Here, that very logic would appear to apply to UC’s new patent. During the interference proceeding, UC strenuously argued that its ‘859 application showed that it invented using CRISPR-Cas9 in eukaryotes. Yet, the Federal Circuit disagreed. The Court’s holding essentially found that the ‘859 application did not invent or adequately describe using CRISPR-Cas9 in eukaryotes. Because UC’s new ‘611 patent is a continuation of the ‘859 application, it would appear to be infected by the same issue.

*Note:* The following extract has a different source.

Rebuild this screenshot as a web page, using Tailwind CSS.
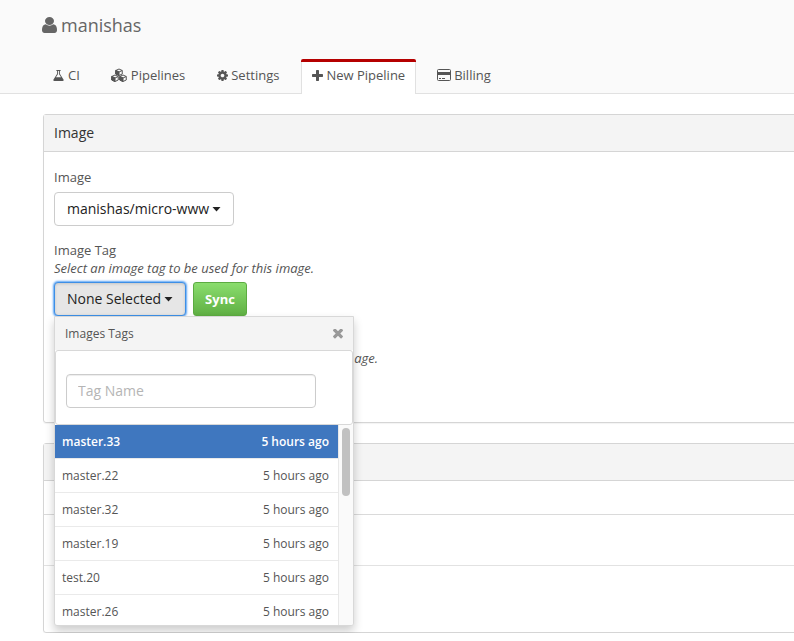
<!DOCTYPE html>
<html lang="en">
<head>
<meta charset="utf-8">
<meta name="viewport" content="width=device-width, initial-scale=1">
<title>manishas</title>
<script src="https://cdn.jsdelivr.net/npm/@tailwindcss/browser@4"></script>
</head>
<body class="overflow-x-hidden bg-white font-['Open_Sans','Noto_Sans',sans-serif] text-[13px] leading-5 text-[#555]">
<header class="border-b border-[#e1e1e1] bg-[#fafafa] pl-[42px]">
  <h1 class="flex h-[59px] items-start gap-1 pt-[13px] text-[18px] leading-6 text-[#666]">
    <svg class="mt-1 h-4 w-[15px]" viewBox="256 128 1280 1536" preserveAspectRatio="none" fill="currentColor" aria-hidden="true"><path d="M1536 1399q0 109-62.5 187t-150.5 78h-854q-88 0-150.5-78t-62.5-187q0-85 8.5-160.5t31.5-152 58.5-131 94-89 134.5-34.5q131 128 313 128t313-128q76 0 134.5 34.5t94 89 58.5 131 31.5 152 8.5 160.5zm-256-887q0 159-112.5 271.5t-271.5 112.5-271.5-112.5-112.5-271.5 112.5-271.5 271.5-112.5 271.5 112.5 112.5 271.5z"/></svg>
    manishas
  </h1>
  <nav class="-mb-px flex gap-[10px] text-[#555]">
    <a href="#" class="flex h-[35px] items-center gap-1 border-x border-t-3 border-transparent px-[10px] pb-[6px]">
      <svg class="h-[11px] w-[11px]" viewBox="128 128 1536 1536" fill="currentColor" aria-hidden="true"><path d="M1591 1448q56 89 21.500 152.500t-140.500 63.500h-1152q-106 0-140.500-63.500t21.500-152.500l503-793v-399h-64q-26 0-45-19t-19-45 19-45 45-19h512q26 0 45 19t19 45-19 45-45 19h-64v399zm-779-725l-272 429h712l-272-429-20-31v-436h-128v436z"/></svg>CI</a>
    <a href="#" class="flex h-[35px] items-center gap-1 border-x border-t-3 border-transparent px-[9px] pb-[6px]">
      <svg class="h-[14px] w-4" viewBox="0 0 32 28" fill="none" stroke="currentColor" stroke-width="2" stroke-linejoin="round" aria-hidden="true">
        <path d="M16 2l6.500 3v7L16 15l-6.500-3V5zM9.500 5l6.500 3 6.500-3M8 14l6.500 3v7L8 27l-6.500-3v-7zM1.500 17L8 20l6.500-3M24 14l6.500 3v7L24 27l-6.500-3v-7zM17.500 17l6.500 3 6.500-3"/>
        <path fill="currentColor" d="M9.500 5l6.500 3v7l-6.500-3zM1.500 17L8 20v7l-6.500-3zM17.500 17l6.500 3v7l-6.500-3z"/></svg>Pipelines</a>
    <a href="#" class="flex h-[35px] items-center gap-[3px] border-x border-t-3 border-transparent px-[11px] pb-[6px]">
      <svg class="h-[11px] w-[11px]" viewBox="128 128 1536 1536" fill="currentColor" aria-hidden="true"><path d="M1152 896q0-106-75-181t-181-75-181 75-75 181 75 181 181 75 181-75 75-181zm512-109v222q0 12-8 23t-20 13l-185 28q-19 54-39 91 35 50 107 138 10 12 10 25t-9 23q-27 37-99 108t-94 71q-12 0-26-9l-138-108q-44 23-91 38-16 136-29 186-7 28-36 28h-222q-14 0-24.500-8.500t-11.500-21.500l-28-184q-49-16-90-37l-141 107q-10 9-25 9-14 0-25-11-126-114-165-168-7-10-7-23 0-12 8-23 15-21 51-66.500t54-70.500q-27-50-41-99l-183-27q-13-2-21-12.500t-8-23.500v-222q0-12 8-23t19-13l186-28q14-46 39-92-40-57-107-138-10-12-10-24 0-10 9-23 26-36 98.500-107.500t94.500-71.500q13 0 26 10l138 107q44-23 91-38 16-136 29-186 7-28 36-28h222q14 0 24.500 8.500t11.500 21.500l28 184q49 16 90 37l142-107q9-9 24-9 13 0 25 10 129 119 165 170 7 8 7 22 0 12-8 23-15 21-51 66.500t-54 70.500q26 50 41 98l183 28q13 2 21 12.500t8 23.500z"/></svg>Settings</a>
    <a href="#" aria-current="page" class="flex h-[35px] flex-col rounded-t-[2px] bg-[#b50000]">
      <span class="mt-[3px] flex grow items-center gap-[3px] border-x border-[#e1e1e1] bg-white px-[10px] pb-[6px]">
      <svg class="h-[11px] w-[11px]" viewBox="192 128 1408 1408" fill="currentColor" aria-hidden="true"><path d="M1600 736v192q0 40-28 68t-68 28h-416v416q0 40-28 68t-68 28h-192q-40 0-68-28t-28-68v-416h-416q-40 0-68-28t-28-68v-192q0-40 28-68t68-28h416v-416q0-40 28-68t68-28h192q40 0 68 28t28 68v416h416q40 0 68 28t28 68z"/></svg>New Pipeline</span></a>
    <a href="#" class="flex h-[35px] items-center gap-[3px] border-x border-t-3 border-transparent px-[10px] pb-[6px]">
      <svg class="h-3 w-[14px]" viewBox="0 0 14 12" fill="currentColor" aria-hidden="true"><rect x=".5" y=".5" width="13" height="11" rx="1" fill="none" stroke="currentColor"/><path d="M0 3h14v3H0zM2 9h2v1H2zM5 9h3v1H5z"/></svg>Billing</a>
  </nav>
</header>

<main class="-mr-2 ml-[43px] mt-5 flex flex-col gap-5">
  <section class="rounded-[3px] border border-[#d5d5d5] shadow-[0_1px_1px_rgba(0,0,0,0.05)]">
    <h2 class="border-b border-[#d5d5d5] bg-[#f4f4f4] px-[10px] py-2 text-[14px] text-[#333]">Image</h2>
    <form class="flex flex-col items-start px-[10px] pt-[15px] pb-[18px]">
      <label for="image" class="mb-[5px] text-[#555]">Image</label>
      <button id="image" type="button" class="flex h-[34px] items-center gap-[3px] rounded-[4px] border border-[#ccc] bg-white px-3 text-[14px] text-[#222]">manishas/micro-www
        <svg class="h-[5px] w-[9px]" viewBox="0 0 8 5" fill="currentColor" aria-hidden="true"><path d="M0 0h8L4 4.500z"/></svg></button>
      <label for="tag" class="mt-[15px] leading-[18px] text-[#555]">Image Tag</label>
      <p class="mb-[5px] text-[13px] leading-[18px] italic">Select an image tag to be used for this image.</p>
      <div class="relative flex gap-[7px]">
        <button id="tag" type="button" aria-expanded="true" class="flex h-[34px] items-center gap-[3px] rounded-[4px] border border-[#3d8fe6] bg-[#e6e6e6] px-3 text-[14px] text-[#222] shadow-[0_0_2px_1px_#5ba4f5,inset_0_1px_3px_rgba(0,0,0,0.15)]">None Selected
          <svg class="h-[5px] w-[9px]" viewBox="0 0 8 5" fill="currentColor" aria-hidden="true"><path d="M0 0h8L4 4.500z"/></svg></button>
        <button type="button" class="h-[34px] rounded-[3px] border border-[#5cab41] bg-linear-to-b from-[#8add6d] to-[#60b044] px-[11px] text-[13px] font-bold text-white">Sync</button>

        <div class="absolute top-[34px] left-0 z-10 w-[300px] overflow-hidden rounded-b-[3px] border border-[#d8d8d8] bg-white text-[12px] shadow-[0_5px_10px_rgba(0,0,0,0.2)]">
          <div class="flex h-[33px] items-center justify-between bg-[#f4f4f4] px-[10px]">
            <span>Images Tags</span>
            <button type="button" aria-label="Close" class="text-[#999]"><svg class="h-[10px] w-[10px]" viewBox="302 434 1188 1188" fill="currentColor" aria-hidden="true"><path d="M1490 1322q0 40-28 68l-136 136q-28 28-68 28t-68-28l-294-294-294 294q-28 28-68 28t-68-28l-136-136q-28-28-28-68t28-68l294-294-294-294q-28-28-28-68t28-68l136-136q28-28 68-28t68 28l294 294 294-294q28-28 68-28t68 28l136 136q28 28 28 68t-28 68l-294 294 294 294q28 28 28 68z"/></svg></button>
          </div>
          <div class="rounded-[3px] border border-[#d8d8d8] px-[10px] pt-[23px] pb-4">
            <input type="text" aria-label="Tag Name" placeholder="Tag Name" class="block h-[34px] w-[250px] rounded-[4px] border border-[#ccc] px-[11px] pb-[2px] text-[14px] shadow-[inset_0_1px_1px_rgba(0,0,0,0.075)] placeholder:text-[#b5b5b5]">
          </div>
          <div class="flex h-[200px] overflow-hidden">
            <ul class="grow">
              <li class="flex h-[34px] items-center justify-between border-b border-[#eaeaea] bg-[#3f77bf] bg-clip-padding pr-[9px] pl-[7px] font-semibold text-white"><span>master.33</span><span>5 hours ago</span></li>
              <li class="flex h-[34px] items-center justify-between border-b border-[#eaeaea] pr-[9px] pl-[7px]"><span>master.22</span><span>5 hours ago</span></li>
              <li class="flex h-[34px] items-center justify-between border-b border-[#eaeaea] pr-[9px] pl-[7px]"><span>master.32</span><span>5 hours ago</span></li>
              <li class="flex h-[34px] items-center justify-between border-b border-[#eaeaea] pr-[9px] pl-[7px]"><span>master.19</span><span>5 hours ago</span></li>
              <li class="flex h-[34px] items-center justify-between border-b border-[#eaeaea] pr-[9px] pl-[7px]"><span>test.20</span><span>5 hours ago</span></li>
              <li class="flex h-[34px] items-center justify-between border-b border-[#eaeaea] pr-[9px] pl-[7px]"><span>master.26</span><span>5 hours ago</span></li>
            </ul>
            <div class="w-[15px] border-l border-[#e8e8e8] bg-[#fafafa] pt-[3px] pl-[3px]"><div class="h-[68px] w-2 rounded-full bg-[#c1c1c1]"></div></div>
          </div>
        </div>
      </div>
      <p class="mt-[33px] mb-[5px] w-[324px] text-right text-[13px] leading-[18px] italic">age.</p>
      <div class="h-8 w-[120px] rounded-[4px] border border-[#ccc]"></div>
    </form>
  </section>

  <section class="rounded-[3px] border border-[#d5d5d5] shadow-[0_1px_1px_rgba(0,0,0,0.05)]">
    <div class="h-[37px] border-b border-[#d5d5d5] bg-[#f4f4f4]"></div>
    <div class="h-[34px] border-b border-[#dadada]"></div>
    <div class="h-[51px] border-b border-[#e2e2e2]"></div>
    <div class="px-[10px] pt-[10px] pb-6"><div class="h-8 w-[120px] rounded-[4px] border border-[#ccc]"></div></div>
  </section>
</main>
</body>
</html>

For reasons previously discussed, this author did not necessarily agree with the Federal Circuit’s analysis. But be that as it may, the decision is what it is. Unless and until that decision is reversed en banc or by the Supreme Court, it essentially remains the definitive holding on this issue.
What does all of this mean? It means that UC may have just procured a patent that technically covers using CRISPR-Cas9 in eukaryotes, but that patent is not worth much. Why? Because, if UC attempts to enforce its new patent against anyone for using CRISPR-Cas9 in eukaryotes, those accused infringers could easily invalidate it. They would point out that the patent claims are broad enough to cover use of the technology in any cell, including eukaryotes, but the Federal Circuit has already—and rather definitively—concluded that that invention was not adequately disclosed in the ‘859 application, and correspondingly the ‘611 patent too.
Ok, but what if UC has no intention of actually suing anyone? What if UC only seeks to license this patent? That may be. But any prospective licensee would be able to negotiate down the price since the risk of not taking a license, and being sued by UC for infringement of the ‘611 patent, is not very risky. In fact, the risk is fairly low if the Federal Circuit has already mapped out a nearly irrefutable way to invalidate the patent.
The greater risk for UC is that having its own patent, the ‘611 patent, that purportedly covers using CRISPR-Cas9 in eukaryotes, does very little to eviscerate the threat of Broad’s patent. Broad could still sue UC—or any of its exclusive licensees—for infringement of its patents, and win. Having your own patents does not insulate you from liability for infringing someone else’s patents. Technically, UC could countersue with the ‘611 patent, but for all the reasons already discussed, the strength of that suit remains weak.
Well, maybe all of this is besides the point. UC has undoubtedly been a trailblazer in this area, and its patent woes are—in one view—a questionable failure of the patent system. But, be that as it may, its strategy may not be to necessarily get the best patents possible. It may have already lost the opportunity to do that. Rather, it seeks to collect as many patents as possible related to CRISPR-Cas9 for use in plant and animal sells, and build a small pile of patents that any start-up interested in this space would be wise to take a license to. Sometimes the devil is in the details, and sometimes not.